start Recorded information

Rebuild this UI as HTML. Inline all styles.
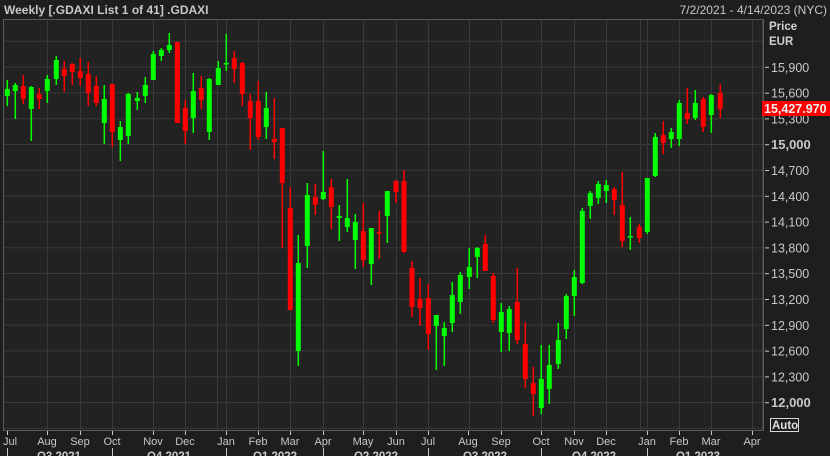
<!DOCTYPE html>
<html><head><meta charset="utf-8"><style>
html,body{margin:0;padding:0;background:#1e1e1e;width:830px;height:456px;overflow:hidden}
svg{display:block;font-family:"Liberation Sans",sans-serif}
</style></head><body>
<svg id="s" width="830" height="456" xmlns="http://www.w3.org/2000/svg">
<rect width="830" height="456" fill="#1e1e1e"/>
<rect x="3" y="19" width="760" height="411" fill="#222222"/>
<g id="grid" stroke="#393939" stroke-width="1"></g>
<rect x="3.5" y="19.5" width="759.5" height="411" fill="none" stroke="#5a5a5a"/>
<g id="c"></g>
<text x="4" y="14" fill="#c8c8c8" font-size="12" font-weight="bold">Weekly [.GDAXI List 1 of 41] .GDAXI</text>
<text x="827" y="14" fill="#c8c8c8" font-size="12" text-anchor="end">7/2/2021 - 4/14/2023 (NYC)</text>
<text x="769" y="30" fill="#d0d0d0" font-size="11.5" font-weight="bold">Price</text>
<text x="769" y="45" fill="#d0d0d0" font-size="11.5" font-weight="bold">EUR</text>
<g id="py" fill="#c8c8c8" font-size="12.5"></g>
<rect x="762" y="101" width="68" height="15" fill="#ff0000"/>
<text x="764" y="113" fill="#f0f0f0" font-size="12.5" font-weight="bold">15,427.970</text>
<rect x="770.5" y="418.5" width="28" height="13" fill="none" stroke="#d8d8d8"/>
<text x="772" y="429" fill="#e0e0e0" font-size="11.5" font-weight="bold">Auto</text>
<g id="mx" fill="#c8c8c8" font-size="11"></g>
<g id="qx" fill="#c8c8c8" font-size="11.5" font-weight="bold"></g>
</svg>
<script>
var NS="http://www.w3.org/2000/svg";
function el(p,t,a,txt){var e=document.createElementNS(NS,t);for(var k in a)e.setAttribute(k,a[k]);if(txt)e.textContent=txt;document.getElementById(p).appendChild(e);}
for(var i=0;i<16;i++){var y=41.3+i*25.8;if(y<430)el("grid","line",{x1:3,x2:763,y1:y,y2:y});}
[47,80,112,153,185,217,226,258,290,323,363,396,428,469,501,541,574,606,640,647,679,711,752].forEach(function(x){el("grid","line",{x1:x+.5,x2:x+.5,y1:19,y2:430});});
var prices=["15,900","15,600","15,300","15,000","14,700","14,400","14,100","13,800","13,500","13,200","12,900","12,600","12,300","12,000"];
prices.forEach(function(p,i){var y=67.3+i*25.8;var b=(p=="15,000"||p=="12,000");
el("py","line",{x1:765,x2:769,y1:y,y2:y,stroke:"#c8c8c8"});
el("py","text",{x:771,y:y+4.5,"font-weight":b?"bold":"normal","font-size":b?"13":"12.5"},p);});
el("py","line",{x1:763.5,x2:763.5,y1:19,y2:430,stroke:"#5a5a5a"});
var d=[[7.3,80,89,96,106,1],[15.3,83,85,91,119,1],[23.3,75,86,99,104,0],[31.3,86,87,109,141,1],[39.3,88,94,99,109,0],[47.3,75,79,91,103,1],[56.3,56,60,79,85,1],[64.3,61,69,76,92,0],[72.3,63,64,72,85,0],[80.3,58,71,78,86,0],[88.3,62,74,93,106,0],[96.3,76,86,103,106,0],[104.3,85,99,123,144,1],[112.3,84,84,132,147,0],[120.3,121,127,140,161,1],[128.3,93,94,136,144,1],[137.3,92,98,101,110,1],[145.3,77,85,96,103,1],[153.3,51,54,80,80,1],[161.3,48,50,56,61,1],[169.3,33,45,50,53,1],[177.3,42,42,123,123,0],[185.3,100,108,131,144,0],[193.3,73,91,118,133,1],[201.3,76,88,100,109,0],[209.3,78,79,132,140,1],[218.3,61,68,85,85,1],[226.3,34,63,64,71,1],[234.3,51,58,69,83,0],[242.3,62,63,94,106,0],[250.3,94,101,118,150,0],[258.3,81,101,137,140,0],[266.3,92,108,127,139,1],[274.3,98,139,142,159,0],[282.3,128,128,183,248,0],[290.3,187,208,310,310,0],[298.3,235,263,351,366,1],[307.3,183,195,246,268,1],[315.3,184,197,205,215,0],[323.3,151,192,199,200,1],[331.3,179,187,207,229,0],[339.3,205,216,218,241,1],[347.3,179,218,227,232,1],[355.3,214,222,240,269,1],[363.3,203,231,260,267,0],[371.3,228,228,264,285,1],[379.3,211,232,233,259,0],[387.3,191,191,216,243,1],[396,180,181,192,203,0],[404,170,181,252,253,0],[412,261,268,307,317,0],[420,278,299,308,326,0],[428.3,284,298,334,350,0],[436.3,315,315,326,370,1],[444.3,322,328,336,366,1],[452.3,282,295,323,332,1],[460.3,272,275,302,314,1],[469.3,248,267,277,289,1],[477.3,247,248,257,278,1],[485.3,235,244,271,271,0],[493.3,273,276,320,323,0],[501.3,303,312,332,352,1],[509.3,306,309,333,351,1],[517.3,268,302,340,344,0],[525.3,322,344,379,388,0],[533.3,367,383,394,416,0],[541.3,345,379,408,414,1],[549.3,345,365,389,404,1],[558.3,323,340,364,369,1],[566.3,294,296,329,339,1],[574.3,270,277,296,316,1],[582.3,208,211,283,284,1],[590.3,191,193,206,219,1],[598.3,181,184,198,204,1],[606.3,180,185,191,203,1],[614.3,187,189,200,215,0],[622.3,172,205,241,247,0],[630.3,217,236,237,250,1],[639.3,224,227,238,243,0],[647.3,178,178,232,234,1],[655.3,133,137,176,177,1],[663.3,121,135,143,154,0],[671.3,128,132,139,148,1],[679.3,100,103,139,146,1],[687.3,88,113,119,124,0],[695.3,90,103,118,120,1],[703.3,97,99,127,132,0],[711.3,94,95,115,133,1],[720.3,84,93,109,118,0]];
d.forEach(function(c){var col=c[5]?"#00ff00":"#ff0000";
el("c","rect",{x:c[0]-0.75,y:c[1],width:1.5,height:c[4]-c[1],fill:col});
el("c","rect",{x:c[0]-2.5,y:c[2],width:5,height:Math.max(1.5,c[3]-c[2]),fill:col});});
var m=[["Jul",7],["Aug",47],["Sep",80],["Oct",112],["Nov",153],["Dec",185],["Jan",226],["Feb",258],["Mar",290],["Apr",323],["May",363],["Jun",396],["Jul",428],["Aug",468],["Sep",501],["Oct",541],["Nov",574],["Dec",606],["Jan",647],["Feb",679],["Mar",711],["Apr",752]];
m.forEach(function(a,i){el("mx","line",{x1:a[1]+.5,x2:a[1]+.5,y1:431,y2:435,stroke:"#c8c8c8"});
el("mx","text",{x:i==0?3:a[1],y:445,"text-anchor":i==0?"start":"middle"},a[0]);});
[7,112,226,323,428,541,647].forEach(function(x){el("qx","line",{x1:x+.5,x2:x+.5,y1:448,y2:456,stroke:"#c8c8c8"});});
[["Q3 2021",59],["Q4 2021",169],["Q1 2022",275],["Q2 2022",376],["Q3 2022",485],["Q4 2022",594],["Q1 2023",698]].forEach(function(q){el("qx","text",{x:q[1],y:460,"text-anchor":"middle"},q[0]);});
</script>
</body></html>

end Recorded information

◆ The task
Each line above is to be copied verbatim. Drop any image from the copy.

◆ The completed task
Rebuild this UI as HTML. Inline all styles.
<!DOCTYPE html>
<html><head><meta charset="utf-8"><style>
html,body{margin:0;padding:0;background:#1e1e1e;width:830px;height:456px;overflow:hidden}
svg{display:block;font-family:"Liberation Sans",sans-serif}
</style></head><body>
<svg id="s" width="830" height="456" xmlns="http://www.w3.org/2000/svg">
<rect width="830" height="456" fill="#1e1e1e"/>
<rect x="3" y="19" width="760" height="411" fill="#222222"/>
<g id="grid" stroke="#393939" stroke-width="1"></g>
<rect x="3.5" y="19.5" width="759.5" height="411" fill="none" stroke="#5a5a5a"/>
<g id="c"></g>
<text x="4" y="14" fill="#c8c8c8" font-size="12" font-weight="bold">Weekly [.GDAXI List 1 of 41] .GDAXI</text>
<text x="827" y="14" fill="#c8c8c8" font-size="12" text-anchor="end">7/2/2021 - 4/14/2023 (NYC)</text>
<text x="769" y="30" fill="#d0d0d0" font-size="11.5" font-weight="bold">Price</text>
<text x="769" y="45" fill="#d0d0d0" font-size="11.5" font-weight="bold">EUR</text>
<g id="py" fill="#c8c8c8" font-size="12.5"></g>
<rect x="762" y="101" width="68" height="15" fill="#ff0000"/>
<text x="764" y="113" fill="#f0f0f0" font-size="12.5" font-weight="bold">15,427.970</text>
<rect x="770.5" y="418.5" width="28" height="13" fill="none" stroke="#d8d8d8"/>
<text x="772" y="429" fill="#e0e0e0" font-size="11.5" font-weight="bold">Auto</text>
<g id="mx" fill="#c8c8c8" font-size="11"></g>
<g id="qx" fill="#c8c8c8" font-size="11.5" font-weight="bold"></g>
</svg>
<script>
var NS="http://www.w3.org/2000/svg";
function el(p,t,a,txt){var e=document.createElementNS(NS,t);for(var k in a)e.setAttribute(k,a[k]);if(txt)e.textContent=txt;document.getElementById(p).appendChild(e);}
for(var i=0;i<16;i++){var y=41.3+i*25.8;if(y<430)el("grid","line",{x1:3,x2:763,y1:y,y2:y});}
[47,80,112,153,185,217,226,258,290,323,363,396,428,469,501,541,574,606,640,647,679,711,752].forEach(function(x){el("grid","line",{x1:x+.5,x2:x+.5,y1:19,y2:430});});
var prices=["15,900","15,600","15,300","15,000","14,700","14,400","14,100","13,800","13,500","13,200","12,900","12,600","12,300","12,000"];
prices.forEach(function(p,i){var y=67.3+i*25.8;var b=(p=="15,000"||p=="12,000");
el("py","line",{x1:765,x2:769,y1:y,y2:y,stroke:"#c8c8c8"});
el("py","text",{x:771,y:y+4.5,"font-weight":b?"bold":"normal","font-size":b?"13":"12.5"},p);});
el("py","line",{x1:763.5,x2:763.5,y1:19,y2:430,stroke:"#5a5a5a"});
var d=[[7.3,80,89,96,106,1],[15.3,83,85,91,119,1],[23.3,75,86,99,104,0],[31.3,86,87,109,141,1],[39.3,88,94,99,109,0],[47.3,75,79,91,103,1],[56.3,56,60,79,85,1],[64.3,61,69,76,92,0],[72.3,63,64,72,85,0],[80.3,58,71,78,86,0],[88.3,62,74,93,106,0],[96.3,76,86,103,106,0],[104.3,85,99,123,144,1],[112.3,84,84,132,147,0],[120.3,121,127,140,161,1],[128.3,93,94,136,144,1],[137.3,92,98,101,110,1],[145.3,77,85,96,103,1],[153.3,51,54,80,80,1],[161.3,48,50,56,61,1],[169.3,33,45,50,53,1],[177.3,42,42,123,123,0],[185.3,100,108,131,144,0],[193.3,73,91,118,133,1],[201.3,76,88,100,109,0],[209.3,78,79,132,140,1],[218.3,61,68,85,85,1],[226.3,34,63,64,71,1],[234.3,51,58,69,83,0],[242.3,62,63,94,106,0],[250.3,94,101,118,150,0],[258.3,81,101,137,140,0],[266.3,92,108,127,139,1],[274.3,98,139,142,159,0],[282.3,128,128,183,248,0],[290.3,187,208,310,310,0],[298.3,235,263,351,366,1],[307.3,183,195,246,268,1],[315.3,184,197,205,215,0],[323.3,151,192,199,200,1],[331.3,179,187,207,229,0],[339.3,205,216,218,241,1],[347.3,179,218,227,232,1],[355.3,214,222,240,269,1],[363.3,203,231,260,267,0],[371.3,228,228,264,285,1],[379.3,211,232,233,259,0],[387.3,191,191,216,243,1],[396,180,181,192,203,0],[404,170,181,252,253,0],[412,261,268,307,317,0],[420,278,299,308,326,0],[428.3,284,298,334,350,0],[436.3,315,315,326,370,1],[444.3,322,328,336,366,1],[452.3,282,295,323,332,1],[460.3,272,275,302,314,1],[469.3,248,267,277,289,1],[477.3,247,248,257,278,1],[485.3,235,244,271,271,0],[493.3,273,276,320,323,0],[501.3,303,312,332,352,1],[509.3,306,309,333,351,1],[517.3,268,302,340,344,0],[525.3,322,344,379,388,0],[533.3,367,383,394,416,0],[541.3,345,379,408,414,1],[549.3,345,365,389,404,1],[558.3,323,340,364,369,1],[566.3,294,296,329,339,1],[574.3,270,277,296,316,1],[582.3,208,211,283,284,1],[590.3,191,193,206,219,1],[598.3,181,184,198,204,1],[606.3,180,185,191,203,1],[614.3,187,189,200,215,0],[622.3,172,205,241,247,0],[630.3,217,236,237,250,1],[639.3,224,227,238,243,0],[647.3,178,178,232,234,1],[655.3,133,137,176,177,1],[663.3,121,135,143,154,0],[671.3,128,132,139,148,1],[679.3,100,103,139,146,1],[687.3,88,113,119,124,0],[695.3,90,103,118,120,1],[703.3,97,99,127,132,0],[711.3,94,95,115,133,1],[720.3,84,93,109,118,0]];
d.forEach(function(c){var col=c[5]?"#00ff00":"#ff0000";
el("c","rect",{x:c[0]-0.75,y:c[1],width:1.5,height:c[4]-c[1],fill:col});
el("c","rect",{x:c[0]-2.5,y:c[2],width:5,height:Math.max(1.5,c[3]-c[2]),fill:col});});
var m=[["Jul",7],["Aug",47],["Sep",80],["Oct",112],["Nov",153],["Dec",185],["Jan",226],["Feb",258],["Mar",290],["Apr",323],["May",363],["Jun",396],["Jul",428],["Aug",468],["Sep",501],["Oct",541],["Nov",574],["Dec",606],["Jan",647],["Feb",679],["Mar",711],["Apr",752]];
m.forEach(function(a,i){el("mx","line",{x1:a[1]+.5,x2:a[1]+.5,y1:431,y2:435,stroke:"#c8c8c8"});
el("mx","text",{x:i==0?3:a[1],y:445,"text-anchor":i==0?"start":"middle"},a[0]);});
[7,112,226,323,428,541,647].forEach(function(x){el("qx","line",{x1:x+.5,x2:x+.5,y1:448,y2:456,stroke:"#c8c8c8"});});
[["Q3 2021",59],["Q4 2021",169],["Q1 2022",275],["Q2 2022",376],["Q3 2022",485],["Q4 2022",594],["Q1 2023",698]].forEach(function(q){el("qx","text",{x:q[1],y:460,"text-anchor":"middle"},q[0]);});
</script>
</body></html>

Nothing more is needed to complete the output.